Judy and Anthony lived on a boat for 13 years.  When they came off the boat and wondered what to do next, they came up with the idea of sharing a house with other people like themselves.  They are now sharing a five bedroom house with two other people (and looking for another housemate).  They started with a good friend who came here from out west.  One bedroom might be kept empty and may be used in the future for guests.  They are doing this for financial reasons - average pensioner income is going down, while housing costs are going up, and assisted living is very expensive.  In assisted living, people can't help each other with daily tasks because of liability.  Judy and Anthony were looking not only for financial assistance, they want the social interaction shared housing provides.  Statistics indicate that people living together call 911 and visit emergency rooms much less.  Loneliness is biggest health problem for seniors. 
They each staked $70,000 for the down payment and per bedroom cost is $600 a month . Filling the house isn’t a problem, there is a waiting list.  Anthony was here to promote the model, not their house, because they are full now.   
Benefits include a lower cost to the city than for subsidized housing, and a lower carbon footprint.  A significant portion of greenhouse gasses are produce by home heating, so full houses are more environmentally friendly.  The house also only has two cars for 5 people.  He and Judy wouldn’t have likely planted a garden but with a group it turned into fun and it added to their food.  He believes they create a smaller carbon footprint. 
Down side?  Of course you step on each others toes from time to time, but you are in control and have more freedom.  Acceptance of the model is a challenge, because our society today isn’t big on sharing.  Anthony wrote a book called “Dare to Share” to talk about our need to learn to share more in our society. 

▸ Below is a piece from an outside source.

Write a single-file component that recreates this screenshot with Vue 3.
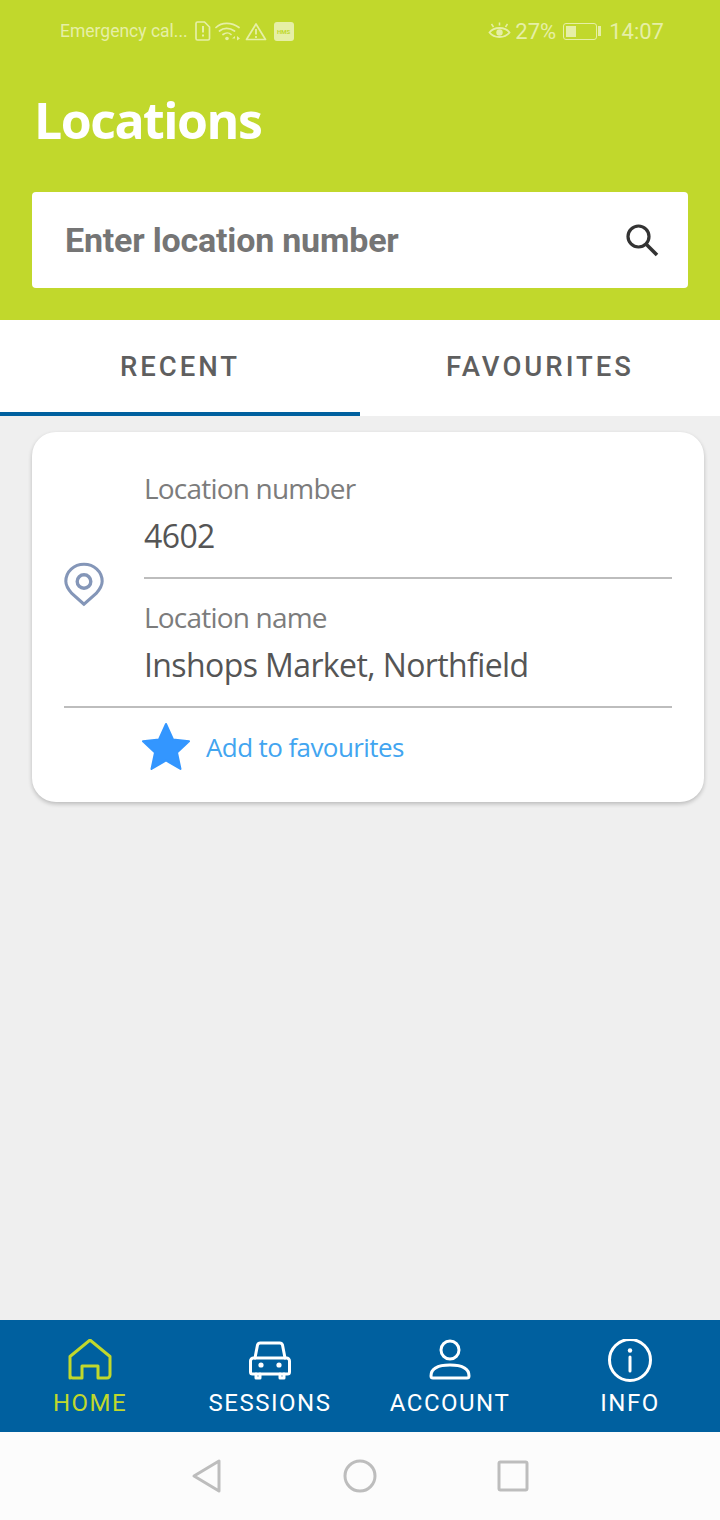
<template>
  <div class="screen">
    <header class="top">
      <div class="status">
        <div class="status-left">
          <span class="carrier">Emergency cal...</span>
          <svg class="ic" width="16" height="20" viewBox="0 0 16 20" fill="none" stroke="currentColor" stroke-width="1.7">
            <path d="M2.5 1h7l5 5v11.5a1.5 1.5 0 0 1-1.5 1.500H2.500A1.500 1.500 0 0 1 1 17.500V2.500A1.500 1.500 0 0 1 2.500 1z" />
            <path d="M8 5v6.500M8 13.500v2" stroke-width="2" />
          </svg>
          <svg class="ic" width="26" height="20" viewBox="0 0 26 20" fill="none" stroke="currentColor" stroke-width="1.7" stroke-linecap="round">
            <path d="M1 6.500C6.500 1 16.500 1 24 6.500M4.500 10c4-3.500 10-3.500 15 0M8 13.500c2.500-2 6-2 8 0" />
            <circle cx="12" cy="17.500" r="1.800" fill="currentColor" stroke="none" />
            <path d="M20 15l-3 2.500h3zM22 15l3 2.500-3 2z" fill="currentColor" stroke="none" />
          </svg>
          <svg class="ic" width="22" height="19" viewBox="0 0 22 19" fill="none" stroke="currentColor" stroke-width="1.700" stroke-linejoin="round">
            <path d="M11 2l9.500 15.500h-19z" />
            <path d="M11 7v5.500M11 14v2" stroke-width="1.800" />
          </svg>
          <span class="hms">HMS</span>
        </div>
        <div class="status-right">
          <svg class="ic" width="23" height="18" viewBox="0 0 23 18" fill="none" stroke="currentColor" stroke-width="1.800">
            <path d="M1.500 10.500C6 4.500 17 4.500 21.500 10.500 17 16.500 6 16.500 1.500 10.500z" />
            <circle cx="11.500" cy="10.500" r="3.200" fill="currentColor" stroke="none" />
            <path d="M3.500 2l2 3M11.500 0.500v3M19.500 2l-2 3" stroke-width="1.500" />
          </svg>
          <span class="pct">27%</span>
          <span class="battery"><i class="battery-fill"></i></span>
          <i class="battery-tip"></i>
          <span class="clock">14:07</span>
        </div>
      </div>
      <h1 class="title">Locations</h1>
      <div class="search">
        <span class="search-text">Enter location number</span>
        <svg width="38" height="38" viewBox="0 0 38 38" fill="none" stroke="#333" stroke-width="3.200">
          <circle cx="16.500" cy="15.500" r="10.500" />
          <path d="M24 23l11 11" stroke-width="3.600" />
        </svg>
      </div>
    </header>

    <nav class="tabs">
      <div class="tab active">RECENT</div>
      <div class="tab">FAVOURITES</div>
    </nav>

    <main class="content">
      <section class="card">
        <div class="card-main">
          <div class="pin">
            <svg width="44" height="50" viewBox="0 0 44 50" fill="none" stroke="#8496b8" stroke-width="3.400">
              <path d="M22 47.500 8.500 35.500C3.500 30 1.800 27 1.800 22 1.800 11 11 3 22 3s20.200 8 20.200 19c0 5-1.700 8-6.700 13.500z" transform="translate(2.200 1.500) scale(.9)" />
              <circle cx="22" cy="21.500" r="6.800" />
            </svg>
          </div>
          <div class="fields">
            <div class="field">
              <div class="field-label">Location number</div>
              <div class="field-value">4602</div>
            </div>
            <div class="field last">
              <div class="field-label">Location name</div>
              <div class="field-value">Inshops Market, Northfield</div>
            </div>
          </div>
        </div>
        <div class="fav">
          <svg width="48" height="50" viewBox="0 0 48 50" fill="#3396ff" stroke="#3396ff" stroke-width="2" stroke-linejoin="round">
            <path d="M24 2l7 15.500 16 1.800-12 11.200 3.500 16.500L24 38.500 9.500 47 13 30.500 1 19.300l16-1.800z" />
          </svg>
          <span class="fav-text">Add to favourites</span>
        </div>
      </section>
    </main>

    <footer class="bottom">
      <div v-for="item in navItems" :key="item.label" class="nav-item" :class="{ current: item.current }">
        <svg width="44" height="44" viewBox="0 0 44 44" fill="none" stroke="currentColor" stroke-width="3" stroke-linecap="round" stroke-linejoin="round">
          <path v-for="(d, i) in item.paths" :key="i" :d="d" />
          <circle v-for="(c, i) in item.circles" :key="i" :cx="c[0]" :cy="c[1]" :r="c[2]" :fill="c[3] ? 'currentColor' : 'none'" :stroke="c[3] ? 'none' : 'currentColor'" />
        </svg>
        <span class="nav-label">{{ item.label }}</span>
      </div>
    </footer>

    <div class="softkeys">
      <svg width="32" height="36" viewBox="0 0 32 36" fill="none" stroke="#bdbdbd" stroke-width="3" stroke-linejoin="round">
        <path d="M28 3v30L3 18z" />
      </svg>
      <svg width="34" height="34" viewBox="0 0 34 34" fill="none" stroke="#bdbdbd" stroke-width="3">
        <circle cx="17" cy="17" r="15" />
      </svg>
      <svg width="32" height="32" viewBox="0 0 32 32" fill="none" stroke="#bdbdbd" stroke-width="3" stroke-linejoin="round">
        <rect x="2" y="2" width="28" height="28" rx="1.500" />
      </svg>
    </div>
  </div>
</template>

<script setup>
const navItems = [
  {
    label: 'HOME',
    current: true,
    paths: ['M2 39V17.500L22 1 42 17.500V36a3 3 0 0 1-3 3H30V27H14V39H5a3 3 0 0 1-3-3z'],
    circles: []
  },
  {
    label: 'SESSIONS',
    paths: [
      'M7 19l2.500-13a3 3 0 0 1 3-2h19a3 3 0 0 1 3 2L37 19',
      'M5.500 19h33a3 3 0 0 1 3 3v11a2 2 0 0 1-2 2h-35a2 2 0 0 1-2-2V22a3 3 0 0 1 3-3z',
      'M8 35v4h4v-4M32 35v4h4v-4'
    ],
    circles: [[13, 26, 2.600, true], [31, 26, 2.600, true]]
  },
  {
    label: 'ACCOUNT',
    paths: ['M3 37c0-9 9-11 19-11s19 2 19 11c0 1.200-.8 2-2 2H5c-1.200 0-2-.8-2-2z'],
    circles: [[22, 11, 9, false]]
  },
  {
    label: 'INFO',
    paths: ['M22 18v14'],
    circles: [[22, 21, 20.500, false], [22, 11.500, 2.200, true]]
  }
]
</script>

<style>
html, body {
  margin: 0;
  background: #efefef;
}
</style>

<style scoped>
.screen {
  width: 720px;
  height: 1520px;
  display: flex;
  flex-direction: column;
  background: #efefef;
  font-family: Roboto, sans-serif;
  overflow: hidden;
}
.top {
  height: 320px;
  box-sizing: border-box;
  background: #c1d82c;
  padding: 0 32px;
  display: flex;
  flex-direction: column;
}
.status {
  height: 62px;
  margin: 0 24px 0 28px;
  display: flex;
  justify-content: space-between;
  align-items: center;
  color: #e6efa6;
  font-size: 18px;
}
.status-left, .status-right {
  display: flex;
  align-items: center;
}
.carrier {
  margin-right: 7px;
  font-size: 17.500px;
}
.ic {
  margin-right: 4px;
  display: block;
}
.hms {
  width: 20px;
  height: 19px;
  margin-left: 3px;
  border-radius: 3px;
  background: #e6efa6;
  color: #c1d82c;
  font-size: 6px;
  font-weight: 700;
  line-height: 19px;
  text-align: center;
}
.pct {
  font-size: 22px;
  margin-right: 7px;
}
.battery {
  width: 34px;
  height: 17px;
  box-sizing: border-box;
  border: 1px solid #e6efa6;
  border-radius: 3px;
  padding: 2px;
  display: block;
}
.battery-fill {
  display: block;
  width: 10px;
  height: 100%;
  background: #e6efa6;
}
.battery-tip {
  width: 3px;
  height: 10px;
  margin-left: 1px;
  background: #e6efa6;
}
.clock {
  font-size: 22px;
  margin-left: 8px;
}
.title {
  margin: 20px 0 0 2px;
  font-family: "Open Sans", sans-serif;
  font-size: 50px;
  line-height: 76px;
  font-weight: 700;
  color: #fff;
  letter-spacing: -1.500px;
}
.search {
  margin-top: 34px;
  height: 96px;
  flex: none;
  background: #fff;
  border-radius: 4px;
  display: flex;
  align-items: center;
  justify-content: space-between;
  padding: 0 28px 0 33px;
}
.search-text {
  font-size: 34px;
  font-weight: 700;
  color: #757575;
  letter-spacing: -0.200px;
}
.tabs {
  height: 96px;
  flex: none;
  display: flex;
  background: #fff;
}
.tab {
  flex: 1;
  box-sizing: border-box;
  display: flex;
  align-items: center;
  justify-content: center;
  font-size: 27.500px;
  font-weight: 500;
  letter-spacing: 3px;
  color: #5f5f5f;
  padding-bottom: 4px;
}
.tab.active {
  border-bottom: 4px solid #00609f;
  padding-bottom: 0;
}
.content {
  flex: 1;
  padding: 16px 16px 0 32px;
}
.card {
  height: 370px;
  box-sizing: border-box;
  background: #fff;
  border-radius: 24px;
  box-shadow: 0 2px 4px rgba(0, 0, 0, 0.22);
  padding: 32px 32px 0;
}
.card-main {
  display: flex;
  align-items: center;
  border-bottom: 2px solid #bdbdbd;
}
.pin {
  width: 80px;
  flex: none;
  margin-left: -2px;
  margin-right: 2px;
}
.pin svg {
  display: block;
}
.fields {
  flex: 1;
}
.field {
  height: 113px;
  border-bottom: 2px solid #bdbdbd;
  margin-bottom: 14px;
}
.field.last {
  border-bottom: 0;
  margin-bottom: 0;
  height: 113px;
}
.field-label {
  font-family: "Open Sans", sans-serif;
  font-size: 28px;
  line-height: 48px;
  color: #7c7c7c;
  letter-spacing: -0.800px;
}
.field-value {
  font-family: "Open Sans", sans-serif;
  font-size: 32px;
  line-height: 48px;
  color: #555;
  letter-spacing: -0.600px;
}
.fav {
  display: flex;
  align-items: center;
  padding: 14px 0 0 78px;
}
.fav svg {
  display: block;
}
.fav-text {
  margin-left: 16px;
  font-family: "Open Sans", sans-serif;
  font-size: 26px;
  color: #42a5f0;
  letter-spacing: -0.600px;
}
.bottom {
  height: 112px;
  flex: none;
  background: #00609f;
  display: flex;
}
.nav-item {
  flex: 1;
  display: flex;
  flex-direction: column;
  align-items: center;
  color: #fff;
  padding-top: 19px;
  box-sizing: border-box;
}
.nav-item svg {
  display: block;
}
.nav-item.current {
  color: #c1d82c;
}
.nav-label {
  margin-top: 5px;
  font-size: 24px;
  line-height: 30px;
  letter-spacing: 1.500px;
}
.softkeys {
  height: 88px;
  flex: none;
  background: #fcfcfc;
  display: flex;
  align-items: center;
  justify-content: center;
  gap: 120px;
}
</style>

Judy and Anthony are making their house a non-profit model but other models are possible, like should we allow or not allow pets?  Compared to what it costs the city for affordable housing, Judy and Anthony's model seems pretty appealing.
Who owns the house?  There are different ways of dividing ownership.  Presently they are “landlords”.  
Are there issues with inspections?  Run as single-family place so no tenant - landlord dynamic. 
Do people sign agreements? No.  People can be "voted off the island". 
They ease people in, beginning with a short visit and extending to overnight etc.  They have a waiting list.
Robert Reid thanked our speakers with our traditional loaf of bread.